Learning a Noise Profile From Multiple Selections

In the RX standalone application, it is possible to create a spectral profile from multiple isolated selections. This is useful when you have a file where it’s impossible to find enough isolated noise to build the profile.

For example, if you are trying to restore a file where someone is speaking over noise, you can select noise in frequencies where none of the voice is present at a given time. If you select enough of this noise with the Lasso or Brush selection tools, you can create an accurate noise profile that will give you good results with Spectral De-noise. You can create more than one selection at a time by holding Shift and making a selection.

Select noise anywhere you can to build a better noise profile.

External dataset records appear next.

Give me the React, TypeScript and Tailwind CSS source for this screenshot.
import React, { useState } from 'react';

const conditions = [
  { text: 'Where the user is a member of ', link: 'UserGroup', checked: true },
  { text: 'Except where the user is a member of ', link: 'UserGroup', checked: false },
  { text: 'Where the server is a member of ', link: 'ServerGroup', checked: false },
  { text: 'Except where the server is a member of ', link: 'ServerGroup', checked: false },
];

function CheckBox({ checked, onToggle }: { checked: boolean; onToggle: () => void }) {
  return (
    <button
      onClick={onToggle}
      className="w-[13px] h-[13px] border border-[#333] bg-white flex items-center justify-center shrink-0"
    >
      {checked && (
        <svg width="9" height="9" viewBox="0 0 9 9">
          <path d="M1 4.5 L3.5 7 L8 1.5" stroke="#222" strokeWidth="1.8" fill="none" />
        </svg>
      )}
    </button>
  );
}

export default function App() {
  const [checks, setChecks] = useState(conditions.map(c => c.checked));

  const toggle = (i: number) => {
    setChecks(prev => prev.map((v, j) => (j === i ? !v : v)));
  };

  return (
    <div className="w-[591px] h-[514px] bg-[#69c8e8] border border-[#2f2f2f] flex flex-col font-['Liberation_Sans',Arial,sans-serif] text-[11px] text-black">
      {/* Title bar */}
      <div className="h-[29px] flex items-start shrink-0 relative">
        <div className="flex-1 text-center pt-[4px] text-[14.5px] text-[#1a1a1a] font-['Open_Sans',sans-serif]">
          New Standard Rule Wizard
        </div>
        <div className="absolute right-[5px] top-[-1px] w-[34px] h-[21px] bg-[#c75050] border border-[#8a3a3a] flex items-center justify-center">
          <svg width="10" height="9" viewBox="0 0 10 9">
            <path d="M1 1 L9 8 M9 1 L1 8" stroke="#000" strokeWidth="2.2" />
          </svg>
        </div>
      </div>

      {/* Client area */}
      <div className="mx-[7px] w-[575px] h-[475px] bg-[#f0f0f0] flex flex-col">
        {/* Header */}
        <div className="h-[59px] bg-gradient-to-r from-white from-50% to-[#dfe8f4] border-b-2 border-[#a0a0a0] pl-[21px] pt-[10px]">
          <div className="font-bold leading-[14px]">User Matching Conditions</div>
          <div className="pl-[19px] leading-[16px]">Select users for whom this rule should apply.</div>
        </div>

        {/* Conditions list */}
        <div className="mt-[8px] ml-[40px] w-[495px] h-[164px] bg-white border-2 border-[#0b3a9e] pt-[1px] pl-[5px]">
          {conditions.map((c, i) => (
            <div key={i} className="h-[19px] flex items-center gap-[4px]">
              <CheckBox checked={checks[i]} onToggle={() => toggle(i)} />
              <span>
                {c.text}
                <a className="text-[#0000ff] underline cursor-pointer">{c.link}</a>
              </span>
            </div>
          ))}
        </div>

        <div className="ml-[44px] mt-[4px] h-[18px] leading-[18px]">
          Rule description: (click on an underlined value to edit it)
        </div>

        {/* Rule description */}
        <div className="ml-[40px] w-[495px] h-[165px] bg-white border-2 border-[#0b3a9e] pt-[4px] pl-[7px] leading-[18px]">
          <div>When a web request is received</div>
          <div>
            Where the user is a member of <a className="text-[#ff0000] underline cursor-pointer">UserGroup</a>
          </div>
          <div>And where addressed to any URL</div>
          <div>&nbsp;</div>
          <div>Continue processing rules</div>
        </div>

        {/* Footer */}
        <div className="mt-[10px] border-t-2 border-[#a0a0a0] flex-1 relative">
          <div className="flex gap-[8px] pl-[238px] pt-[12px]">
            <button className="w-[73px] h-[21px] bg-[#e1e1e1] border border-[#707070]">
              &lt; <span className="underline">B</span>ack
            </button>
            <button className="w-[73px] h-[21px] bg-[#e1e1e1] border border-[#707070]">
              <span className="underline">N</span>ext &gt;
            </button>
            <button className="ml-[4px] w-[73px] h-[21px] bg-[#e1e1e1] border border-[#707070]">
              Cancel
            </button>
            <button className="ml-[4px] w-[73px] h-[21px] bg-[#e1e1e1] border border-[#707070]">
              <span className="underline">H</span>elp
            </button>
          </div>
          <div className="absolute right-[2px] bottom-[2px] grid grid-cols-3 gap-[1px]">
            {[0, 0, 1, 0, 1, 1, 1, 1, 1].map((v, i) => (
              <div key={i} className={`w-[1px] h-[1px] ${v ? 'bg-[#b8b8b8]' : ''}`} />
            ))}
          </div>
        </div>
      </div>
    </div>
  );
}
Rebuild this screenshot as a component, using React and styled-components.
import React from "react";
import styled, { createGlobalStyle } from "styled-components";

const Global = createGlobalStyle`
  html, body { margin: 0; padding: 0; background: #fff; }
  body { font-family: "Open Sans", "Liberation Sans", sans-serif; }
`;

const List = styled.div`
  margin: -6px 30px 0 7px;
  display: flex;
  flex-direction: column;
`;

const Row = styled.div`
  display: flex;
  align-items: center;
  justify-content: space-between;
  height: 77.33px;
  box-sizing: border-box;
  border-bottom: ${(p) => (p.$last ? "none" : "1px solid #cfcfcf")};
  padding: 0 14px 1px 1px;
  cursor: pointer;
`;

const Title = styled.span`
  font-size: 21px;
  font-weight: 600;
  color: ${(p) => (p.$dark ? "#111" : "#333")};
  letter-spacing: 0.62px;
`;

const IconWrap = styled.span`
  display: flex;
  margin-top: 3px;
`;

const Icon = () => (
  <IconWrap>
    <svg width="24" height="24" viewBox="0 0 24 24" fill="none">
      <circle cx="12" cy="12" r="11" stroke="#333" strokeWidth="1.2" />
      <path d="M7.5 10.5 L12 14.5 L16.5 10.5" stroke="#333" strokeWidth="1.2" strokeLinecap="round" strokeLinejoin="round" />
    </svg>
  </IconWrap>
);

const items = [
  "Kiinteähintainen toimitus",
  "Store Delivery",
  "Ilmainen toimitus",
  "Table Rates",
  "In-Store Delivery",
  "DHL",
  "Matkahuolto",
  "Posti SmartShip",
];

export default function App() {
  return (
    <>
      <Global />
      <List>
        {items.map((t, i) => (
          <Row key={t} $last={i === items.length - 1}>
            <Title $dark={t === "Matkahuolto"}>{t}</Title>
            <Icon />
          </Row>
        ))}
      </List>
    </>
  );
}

This feature is not available in the Spectral De-noise plug-in because it requires using RX’s spectral selection tools as well as accurate calculation of the time and frequency of the selected areas.

If you are unable to create a full noise profile with multiple selections, RX can try to build a reasonable noise profile out of your existing profile. If you have an incomplete noise profile, RX will ask you if you want it to complete the profile.

For example, if you can only capture a low frequency rumble below 100 Hz, some broadband noise between 200 Hz and 5000 Hz, and all the noise above 8000 Hz, RX can fill in the gaps for you.

Building a profile from multiple selections gives you some flexibility,
and RX will guess any noise you missed.